# [Problem requirements]
Extract all lines from the data beneath that include the word "index".

Excerpted data start

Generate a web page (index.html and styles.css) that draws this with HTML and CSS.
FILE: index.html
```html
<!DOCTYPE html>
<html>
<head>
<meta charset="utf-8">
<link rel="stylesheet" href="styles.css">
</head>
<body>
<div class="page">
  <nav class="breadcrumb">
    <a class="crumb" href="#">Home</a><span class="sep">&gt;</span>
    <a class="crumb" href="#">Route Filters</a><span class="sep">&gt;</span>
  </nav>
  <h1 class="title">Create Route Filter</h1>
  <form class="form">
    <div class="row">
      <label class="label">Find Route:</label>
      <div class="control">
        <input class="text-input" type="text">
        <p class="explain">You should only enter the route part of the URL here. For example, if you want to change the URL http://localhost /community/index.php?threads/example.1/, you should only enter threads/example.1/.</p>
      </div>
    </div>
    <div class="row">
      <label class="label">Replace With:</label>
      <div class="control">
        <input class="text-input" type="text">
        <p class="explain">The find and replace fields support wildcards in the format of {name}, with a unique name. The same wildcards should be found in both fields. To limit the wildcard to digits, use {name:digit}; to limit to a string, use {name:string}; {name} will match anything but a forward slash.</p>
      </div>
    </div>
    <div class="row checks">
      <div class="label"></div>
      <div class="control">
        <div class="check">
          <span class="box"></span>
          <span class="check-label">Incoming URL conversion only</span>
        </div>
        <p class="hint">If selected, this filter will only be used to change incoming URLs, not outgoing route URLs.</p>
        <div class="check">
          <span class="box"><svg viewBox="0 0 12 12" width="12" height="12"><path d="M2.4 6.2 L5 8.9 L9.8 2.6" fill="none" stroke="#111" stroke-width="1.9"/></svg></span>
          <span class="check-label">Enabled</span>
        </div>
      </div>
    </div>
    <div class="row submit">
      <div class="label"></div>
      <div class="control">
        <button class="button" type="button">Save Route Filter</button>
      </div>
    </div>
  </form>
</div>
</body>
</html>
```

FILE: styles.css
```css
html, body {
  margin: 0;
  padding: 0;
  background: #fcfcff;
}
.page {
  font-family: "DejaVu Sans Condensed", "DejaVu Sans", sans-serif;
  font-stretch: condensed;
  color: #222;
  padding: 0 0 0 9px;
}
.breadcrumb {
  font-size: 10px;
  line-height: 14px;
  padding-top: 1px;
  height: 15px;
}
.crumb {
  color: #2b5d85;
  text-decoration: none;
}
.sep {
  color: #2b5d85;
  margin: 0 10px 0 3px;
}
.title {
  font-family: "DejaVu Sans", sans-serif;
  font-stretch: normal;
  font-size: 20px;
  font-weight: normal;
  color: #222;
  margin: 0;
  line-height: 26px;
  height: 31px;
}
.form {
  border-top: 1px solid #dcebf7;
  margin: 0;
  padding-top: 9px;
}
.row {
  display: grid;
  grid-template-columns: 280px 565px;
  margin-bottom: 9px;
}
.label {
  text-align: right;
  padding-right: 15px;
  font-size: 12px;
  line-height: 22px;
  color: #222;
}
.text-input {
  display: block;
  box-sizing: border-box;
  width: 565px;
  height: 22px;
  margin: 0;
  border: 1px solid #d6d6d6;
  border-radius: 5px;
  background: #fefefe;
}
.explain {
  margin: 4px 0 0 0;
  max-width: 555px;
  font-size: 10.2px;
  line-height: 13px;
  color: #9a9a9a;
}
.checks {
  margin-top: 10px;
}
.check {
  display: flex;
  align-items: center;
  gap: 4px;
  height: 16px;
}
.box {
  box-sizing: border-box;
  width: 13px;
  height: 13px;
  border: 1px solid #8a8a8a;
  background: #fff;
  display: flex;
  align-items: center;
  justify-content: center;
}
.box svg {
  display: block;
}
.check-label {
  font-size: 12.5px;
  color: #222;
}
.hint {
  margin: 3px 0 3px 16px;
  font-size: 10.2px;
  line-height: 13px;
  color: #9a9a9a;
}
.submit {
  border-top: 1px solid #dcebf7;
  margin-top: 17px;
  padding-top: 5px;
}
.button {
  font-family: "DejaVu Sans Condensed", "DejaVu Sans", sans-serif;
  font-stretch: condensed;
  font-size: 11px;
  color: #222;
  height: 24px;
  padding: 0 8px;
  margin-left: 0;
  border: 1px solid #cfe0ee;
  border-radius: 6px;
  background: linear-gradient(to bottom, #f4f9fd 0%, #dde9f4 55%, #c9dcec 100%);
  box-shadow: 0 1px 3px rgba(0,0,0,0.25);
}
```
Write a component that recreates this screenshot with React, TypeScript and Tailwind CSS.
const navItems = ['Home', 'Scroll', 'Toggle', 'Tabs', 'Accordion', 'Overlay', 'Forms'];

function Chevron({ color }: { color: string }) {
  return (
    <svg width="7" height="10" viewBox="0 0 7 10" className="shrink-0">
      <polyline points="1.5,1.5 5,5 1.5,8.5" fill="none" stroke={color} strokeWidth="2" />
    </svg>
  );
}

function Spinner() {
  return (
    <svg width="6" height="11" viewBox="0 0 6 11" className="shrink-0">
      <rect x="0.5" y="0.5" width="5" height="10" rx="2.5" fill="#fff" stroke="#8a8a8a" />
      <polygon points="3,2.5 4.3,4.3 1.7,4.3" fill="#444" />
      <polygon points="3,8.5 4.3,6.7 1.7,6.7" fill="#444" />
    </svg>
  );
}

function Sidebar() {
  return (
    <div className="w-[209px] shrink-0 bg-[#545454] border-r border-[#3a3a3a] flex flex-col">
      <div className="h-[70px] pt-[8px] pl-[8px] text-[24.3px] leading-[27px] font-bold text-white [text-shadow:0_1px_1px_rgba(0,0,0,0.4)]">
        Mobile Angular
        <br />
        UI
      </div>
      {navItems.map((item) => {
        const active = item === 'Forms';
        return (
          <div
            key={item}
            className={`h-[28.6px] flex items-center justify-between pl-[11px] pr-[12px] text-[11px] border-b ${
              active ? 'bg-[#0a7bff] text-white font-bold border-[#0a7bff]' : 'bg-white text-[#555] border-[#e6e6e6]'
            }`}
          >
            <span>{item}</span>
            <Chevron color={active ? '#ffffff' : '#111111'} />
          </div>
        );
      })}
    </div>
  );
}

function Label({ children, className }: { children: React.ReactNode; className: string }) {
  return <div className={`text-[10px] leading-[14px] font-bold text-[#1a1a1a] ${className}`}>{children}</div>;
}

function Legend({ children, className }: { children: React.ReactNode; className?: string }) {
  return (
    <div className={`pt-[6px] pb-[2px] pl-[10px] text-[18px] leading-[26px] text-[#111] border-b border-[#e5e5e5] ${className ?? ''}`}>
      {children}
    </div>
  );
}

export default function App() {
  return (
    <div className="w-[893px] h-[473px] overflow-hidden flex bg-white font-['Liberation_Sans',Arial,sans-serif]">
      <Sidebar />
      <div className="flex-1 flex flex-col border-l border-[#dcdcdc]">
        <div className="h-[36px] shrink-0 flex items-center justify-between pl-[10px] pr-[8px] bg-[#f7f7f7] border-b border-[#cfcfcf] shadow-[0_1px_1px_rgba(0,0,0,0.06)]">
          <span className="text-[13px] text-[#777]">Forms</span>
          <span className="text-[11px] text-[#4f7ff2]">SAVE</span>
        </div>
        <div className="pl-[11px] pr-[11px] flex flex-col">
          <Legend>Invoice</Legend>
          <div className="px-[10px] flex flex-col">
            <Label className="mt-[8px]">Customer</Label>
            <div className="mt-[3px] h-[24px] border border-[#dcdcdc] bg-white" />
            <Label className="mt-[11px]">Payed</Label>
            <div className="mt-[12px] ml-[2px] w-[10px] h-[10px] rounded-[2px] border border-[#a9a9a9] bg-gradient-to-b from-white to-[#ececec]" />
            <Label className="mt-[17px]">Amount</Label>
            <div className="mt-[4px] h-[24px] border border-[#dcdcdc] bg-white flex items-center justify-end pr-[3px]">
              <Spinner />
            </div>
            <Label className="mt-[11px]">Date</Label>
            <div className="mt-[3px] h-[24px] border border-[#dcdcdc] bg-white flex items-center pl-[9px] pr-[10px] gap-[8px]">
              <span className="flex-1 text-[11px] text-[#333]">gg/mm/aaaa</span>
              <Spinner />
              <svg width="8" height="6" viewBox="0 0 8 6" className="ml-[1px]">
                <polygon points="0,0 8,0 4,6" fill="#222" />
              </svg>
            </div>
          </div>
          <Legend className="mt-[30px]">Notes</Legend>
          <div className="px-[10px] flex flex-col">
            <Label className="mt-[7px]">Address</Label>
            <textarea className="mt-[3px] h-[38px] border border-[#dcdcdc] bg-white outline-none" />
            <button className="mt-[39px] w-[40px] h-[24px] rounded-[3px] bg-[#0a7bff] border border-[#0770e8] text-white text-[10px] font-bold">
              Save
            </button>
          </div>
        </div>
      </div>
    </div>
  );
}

Excerpted data end
Excerpted data start

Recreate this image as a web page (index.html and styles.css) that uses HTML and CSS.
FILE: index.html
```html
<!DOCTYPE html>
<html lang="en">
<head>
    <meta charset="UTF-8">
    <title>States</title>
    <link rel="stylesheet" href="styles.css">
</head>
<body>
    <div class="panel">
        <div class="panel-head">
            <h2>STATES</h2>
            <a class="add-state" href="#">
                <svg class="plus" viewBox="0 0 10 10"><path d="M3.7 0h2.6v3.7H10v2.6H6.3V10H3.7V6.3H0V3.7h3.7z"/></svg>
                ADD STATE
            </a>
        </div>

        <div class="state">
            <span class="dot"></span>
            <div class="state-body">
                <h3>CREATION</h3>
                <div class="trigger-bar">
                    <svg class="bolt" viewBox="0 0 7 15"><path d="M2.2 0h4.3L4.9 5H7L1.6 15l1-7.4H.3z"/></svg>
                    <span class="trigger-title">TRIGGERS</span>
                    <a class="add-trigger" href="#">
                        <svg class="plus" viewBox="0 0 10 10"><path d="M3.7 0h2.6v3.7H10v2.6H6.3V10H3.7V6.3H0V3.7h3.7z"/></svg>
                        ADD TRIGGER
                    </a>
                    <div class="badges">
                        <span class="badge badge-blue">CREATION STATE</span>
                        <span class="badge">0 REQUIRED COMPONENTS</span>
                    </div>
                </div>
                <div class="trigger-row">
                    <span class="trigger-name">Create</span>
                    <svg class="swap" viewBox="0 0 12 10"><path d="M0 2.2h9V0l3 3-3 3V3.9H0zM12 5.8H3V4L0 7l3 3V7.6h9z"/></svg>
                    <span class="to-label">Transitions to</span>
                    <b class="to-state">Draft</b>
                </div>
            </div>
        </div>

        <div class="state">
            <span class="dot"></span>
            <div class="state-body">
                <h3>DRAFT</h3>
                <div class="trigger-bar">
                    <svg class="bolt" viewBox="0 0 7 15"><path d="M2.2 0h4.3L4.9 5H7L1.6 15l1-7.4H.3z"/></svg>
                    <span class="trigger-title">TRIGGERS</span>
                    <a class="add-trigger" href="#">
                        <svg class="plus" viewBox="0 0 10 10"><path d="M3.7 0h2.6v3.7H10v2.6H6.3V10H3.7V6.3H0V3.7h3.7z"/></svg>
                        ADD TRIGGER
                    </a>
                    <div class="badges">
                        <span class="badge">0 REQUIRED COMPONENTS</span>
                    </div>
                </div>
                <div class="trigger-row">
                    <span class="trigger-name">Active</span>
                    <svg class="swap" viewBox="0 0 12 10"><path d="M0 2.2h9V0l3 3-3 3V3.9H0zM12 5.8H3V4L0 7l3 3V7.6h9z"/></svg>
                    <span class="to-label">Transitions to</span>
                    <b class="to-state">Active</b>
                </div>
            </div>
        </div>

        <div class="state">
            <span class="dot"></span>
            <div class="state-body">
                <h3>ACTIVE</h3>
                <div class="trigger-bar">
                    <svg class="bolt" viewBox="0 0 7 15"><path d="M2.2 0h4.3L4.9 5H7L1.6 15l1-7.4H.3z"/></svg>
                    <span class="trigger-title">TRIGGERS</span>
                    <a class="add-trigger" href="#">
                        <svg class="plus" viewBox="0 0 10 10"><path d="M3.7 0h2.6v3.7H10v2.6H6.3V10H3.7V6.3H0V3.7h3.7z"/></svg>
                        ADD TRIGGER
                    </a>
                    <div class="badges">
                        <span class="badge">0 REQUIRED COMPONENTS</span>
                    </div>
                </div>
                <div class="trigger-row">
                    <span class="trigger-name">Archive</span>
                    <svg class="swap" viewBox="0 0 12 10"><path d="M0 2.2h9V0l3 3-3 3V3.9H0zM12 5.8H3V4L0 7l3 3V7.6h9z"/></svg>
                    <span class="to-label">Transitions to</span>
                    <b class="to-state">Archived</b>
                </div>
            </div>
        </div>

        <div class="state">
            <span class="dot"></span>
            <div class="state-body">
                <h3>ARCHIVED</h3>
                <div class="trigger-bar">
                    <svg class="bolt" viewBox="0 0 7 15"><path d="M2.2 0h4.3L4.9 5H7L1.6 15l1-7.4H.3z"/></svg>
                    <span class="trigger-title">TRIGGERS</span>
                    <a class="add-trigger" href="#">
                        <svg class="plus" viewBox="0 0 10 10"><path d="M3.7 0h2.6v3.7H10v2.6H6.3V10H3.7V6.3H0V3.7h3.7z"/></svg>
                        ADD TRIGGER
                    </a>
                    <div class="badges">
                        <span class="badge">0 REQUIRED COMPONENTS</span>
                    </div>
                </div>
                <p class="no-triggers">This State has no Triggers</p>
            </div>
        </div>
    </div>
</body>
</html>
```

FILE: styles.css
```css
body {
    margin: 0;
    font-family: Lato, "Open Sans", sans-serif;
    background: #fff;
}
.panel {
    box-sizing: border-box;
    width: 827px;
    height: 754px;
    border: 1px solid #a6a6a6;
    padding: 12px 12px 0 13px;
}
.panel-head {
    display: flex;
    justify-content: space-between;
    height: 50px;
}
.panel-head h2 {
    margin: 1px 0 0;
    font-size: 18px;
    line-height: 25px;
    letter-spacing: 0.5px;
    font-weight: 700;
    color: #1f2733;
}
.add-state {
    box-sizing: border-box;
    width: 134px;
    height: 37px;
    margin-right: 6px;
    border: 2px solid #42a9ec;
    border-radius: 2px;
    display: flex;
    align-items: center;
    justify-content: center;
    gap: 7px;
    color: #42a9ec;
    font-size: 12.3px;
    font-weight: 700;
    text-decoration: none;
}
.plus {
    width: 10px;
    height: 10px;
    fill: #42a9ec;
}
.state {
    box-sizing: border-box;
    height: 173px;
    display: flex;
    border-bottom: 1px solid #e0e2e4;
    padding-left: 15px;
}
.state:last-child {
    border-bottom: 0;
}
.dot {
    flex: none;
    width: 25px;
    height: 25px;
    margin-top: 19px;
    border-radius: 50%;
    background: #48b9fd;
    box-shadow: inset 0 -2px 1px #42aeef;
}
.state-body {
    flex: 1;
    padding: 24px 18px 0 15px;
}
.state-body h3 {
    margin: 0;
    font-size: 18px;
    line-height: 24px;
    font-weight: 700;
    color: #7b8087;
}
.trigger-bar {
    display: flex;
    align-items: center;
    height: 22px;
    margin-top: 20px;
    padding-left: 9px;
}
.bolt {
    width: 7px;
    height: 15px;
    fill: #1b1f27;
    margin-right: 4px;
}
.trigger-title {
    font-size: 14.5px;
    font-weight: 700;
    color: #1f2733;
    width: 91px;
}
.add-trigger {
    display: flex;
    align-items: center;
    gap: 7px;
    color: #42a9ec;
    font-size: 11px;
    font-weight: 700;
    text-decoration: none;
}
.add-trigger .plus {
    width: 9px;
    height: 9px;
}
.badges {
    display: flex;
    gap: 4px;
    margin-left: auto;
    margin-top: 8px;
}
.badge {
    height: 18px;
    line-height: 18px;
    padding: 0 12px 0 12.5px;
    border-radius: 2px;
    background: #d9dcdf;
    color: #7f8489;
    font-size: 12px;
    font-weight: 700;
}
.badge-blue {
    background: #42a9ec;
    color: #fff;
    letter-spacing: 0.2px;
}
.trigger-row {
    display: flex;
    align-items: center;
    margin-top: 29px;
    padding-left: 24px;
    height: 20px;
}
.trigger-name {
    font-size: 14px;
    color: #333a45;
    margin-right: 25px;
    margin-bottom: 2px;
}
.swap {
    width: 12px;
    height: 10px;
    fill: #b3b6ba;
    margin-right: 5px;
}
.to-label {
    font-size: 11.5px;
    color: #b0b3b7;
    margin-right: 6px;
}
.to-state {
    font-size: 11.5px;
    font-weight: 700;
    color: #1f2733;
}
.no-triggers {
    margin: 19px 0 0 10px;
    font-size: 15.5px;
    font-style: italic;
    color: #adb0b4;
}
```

Excerpted data end

# [Written answer]
Generate a web page (index.html and styles.css) that draws this with HTML and CSS.
FILE: index.html
        <p class="explain">You should only enter the route part of the URL here. For example, if you want to change the URL http://localhost /community/index.php?threads/example.1/, you should only enter threads/example.1/.</p>
Recreate this image as a web page (index.html and styles.css) that uses HTML and CSS.
FILE: index.html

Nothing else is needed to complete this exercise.